Dimethylsulfoxide (DMSO) is another significant component of the present invention. See U.S. Pat. Nos. 2,581,050 and 3,045,051. DMSO has been found to be an excellent solvent and penetrant through organic material with interactions between DMSO and other substances increasing in proportion to the polarizibility of the substance. DMSO is reported to be an unexcelled internal penetrating carrier of pharmaceuticals to any part of the body for a therapeutic effect. DMSO passes through cellular membranes and tissues. DMSO is able to penetrate endothelial coatings of the arterial walls, meninges of the brain, healthy skin, mucus membranes, and the various other tissues constituting a living body.
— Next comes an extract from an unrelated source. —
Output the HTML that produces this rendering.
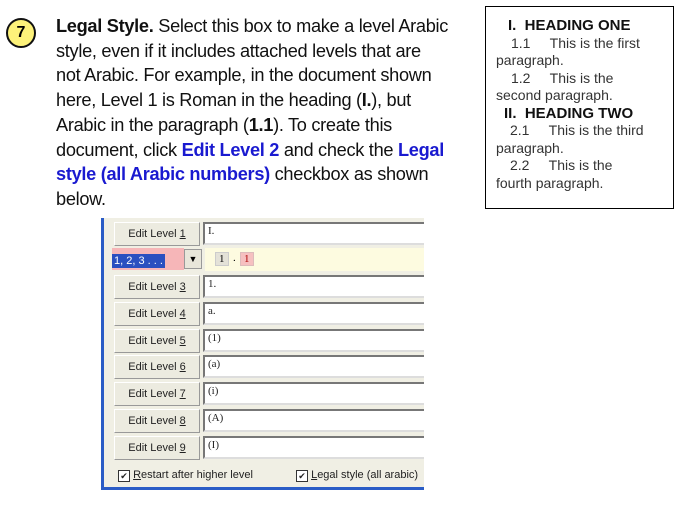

In the United States DMSO is currently regarded as an experimental drug for human use and has been released as a veterinary prescription drug. Currently, DMSO has been approved by the United States Food and Drug Administration (FDA), for use in treatment of interstitial cystitis. Other countries have used the drug therapeutically for more than two decades. The only mention of DMSO found in the therapeutic patent literature is in U.S. Pat. No. 4,201,211 where clonidine is administered transdermally by a skin patch product. There, the inventor recommends that the skin be prepared prior to the application of the skin patch by a skin permeation enhancing agent such as dodecylpyrrolidone, dimethyl lauramide or dimethylsulfoxide which is removed before application of the patch.
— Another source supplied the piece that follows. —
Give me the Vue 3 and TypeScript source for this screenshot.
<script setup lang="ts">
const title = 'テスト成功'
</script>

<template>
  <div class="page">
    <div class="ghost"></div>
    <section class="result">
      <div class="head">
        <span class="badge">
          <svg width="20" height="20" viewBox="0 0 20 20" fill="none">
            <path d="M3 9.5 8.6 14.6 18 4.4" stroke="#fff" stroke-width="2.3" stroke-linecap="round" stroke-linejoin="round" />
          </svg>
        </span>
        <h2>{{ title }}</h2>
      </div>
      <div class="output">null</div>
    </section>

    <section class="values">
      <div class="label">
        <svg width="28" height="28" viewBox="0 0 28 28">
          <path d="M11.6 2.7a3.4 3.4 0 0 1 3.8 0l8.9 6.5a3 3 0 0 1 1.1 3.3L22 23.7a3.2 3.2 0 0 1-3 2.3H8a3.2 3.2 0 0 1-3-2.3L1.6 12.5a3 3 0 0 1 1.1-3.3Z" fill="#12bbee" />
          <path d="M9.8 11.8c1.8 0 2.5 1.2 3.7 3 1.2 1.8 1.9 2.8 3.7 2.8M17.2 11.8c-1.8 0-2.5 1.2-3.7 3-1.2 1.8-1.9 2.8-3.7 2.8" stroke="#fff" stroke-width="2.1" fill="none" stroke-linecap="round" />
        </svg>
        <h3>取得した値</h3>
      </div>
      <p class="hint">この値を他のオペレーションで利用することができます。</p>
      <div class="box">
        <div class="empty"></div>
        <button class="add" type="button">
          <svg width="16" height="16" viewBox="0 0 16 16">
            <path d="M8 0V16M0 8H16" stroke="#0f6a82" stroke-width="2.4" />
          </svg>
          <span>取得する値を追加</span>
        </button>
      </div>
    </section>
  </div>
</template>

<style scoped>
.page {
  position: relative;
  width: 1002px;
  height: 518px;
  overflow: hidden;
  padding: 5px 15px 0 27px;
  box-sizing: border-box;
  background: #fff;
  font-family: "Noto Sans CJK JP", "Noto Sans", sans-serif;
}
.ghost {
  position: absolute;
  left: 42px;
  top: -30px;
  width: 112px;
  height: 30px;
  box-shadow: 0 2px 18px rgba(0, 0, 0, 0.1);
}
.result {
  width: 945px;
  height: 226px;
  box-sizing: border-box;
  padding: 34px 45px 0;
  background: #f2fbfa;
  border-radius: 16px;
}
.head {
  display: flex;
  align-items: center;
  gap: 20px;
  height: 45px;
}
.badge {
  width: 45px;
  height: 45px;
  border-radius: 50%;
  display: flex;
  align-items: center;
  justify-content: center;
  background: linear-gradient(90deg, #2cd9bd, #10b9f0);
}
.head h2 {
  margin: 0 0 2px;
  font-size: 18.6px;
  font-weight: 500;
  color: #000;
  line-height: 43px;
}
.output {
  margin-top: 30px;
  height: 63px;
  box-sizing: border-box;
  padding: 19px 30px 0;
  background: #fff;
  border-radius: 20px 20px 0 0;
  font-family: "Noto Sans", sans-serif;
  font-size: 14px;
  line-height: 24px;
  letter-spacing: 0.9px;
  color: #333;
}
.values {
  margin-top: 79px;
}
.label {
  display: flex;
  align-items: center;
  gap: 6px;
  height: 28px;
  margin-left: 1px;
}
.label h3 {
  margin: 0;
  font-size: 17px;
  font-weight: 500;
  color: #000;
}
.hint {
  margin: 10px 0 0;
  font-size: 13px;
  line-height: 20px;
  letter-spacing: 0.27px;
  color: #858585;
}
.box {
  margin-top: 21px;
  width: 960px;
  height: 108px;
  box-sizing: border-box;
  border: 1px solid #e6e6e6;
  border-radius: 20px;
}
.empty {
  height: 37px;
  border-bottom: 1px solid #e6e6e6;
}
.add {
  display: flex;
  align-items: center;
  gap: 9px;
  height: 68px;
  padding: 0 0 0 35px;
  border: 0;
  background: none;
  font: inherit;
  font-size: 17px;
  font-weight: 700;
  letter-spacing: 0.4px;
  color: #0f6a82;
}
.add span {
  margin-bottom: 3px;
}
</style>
An informative publication is Morton Walker, DMSO, The New Healing Power, Devin-Adair Publishers, Old Greenwich, Conn., Copyright 1983. While this publication outlines many therapeutic qualities and characteristics of DMSO, it is to be noted that its primary function in the present invention is its excellent drug transporting characteristics.
Skin patch products, as used in the present invention, are generally available commercially for the transdermal administration of drugs such as nitroglycerin and the antihypertension drugs, clonidine, and captopril, for example. Such products are disclosed in more detail in U.S. Pat. Nos. 3,454,701; 4,201,211; 4,486,193; and 4,592,753.
An exemplary example of EDTA suitable for use in the present invention is Edetate Disodium U.S.P. Product No. 0277-20 as manufactured by Carter-Global Laboratories, Inc., Glendale, Ariz., 85301. The DMSO, used in the present invention, must be of pharmaceutical grade. The other compositions as may be used must also be of pharmaceutical grade.
It is to be noted that U.S. Pat. Nos. 2,698,823; 4,486,193; and 4,201,211 are hereby specifically incorporated into this specification by reference.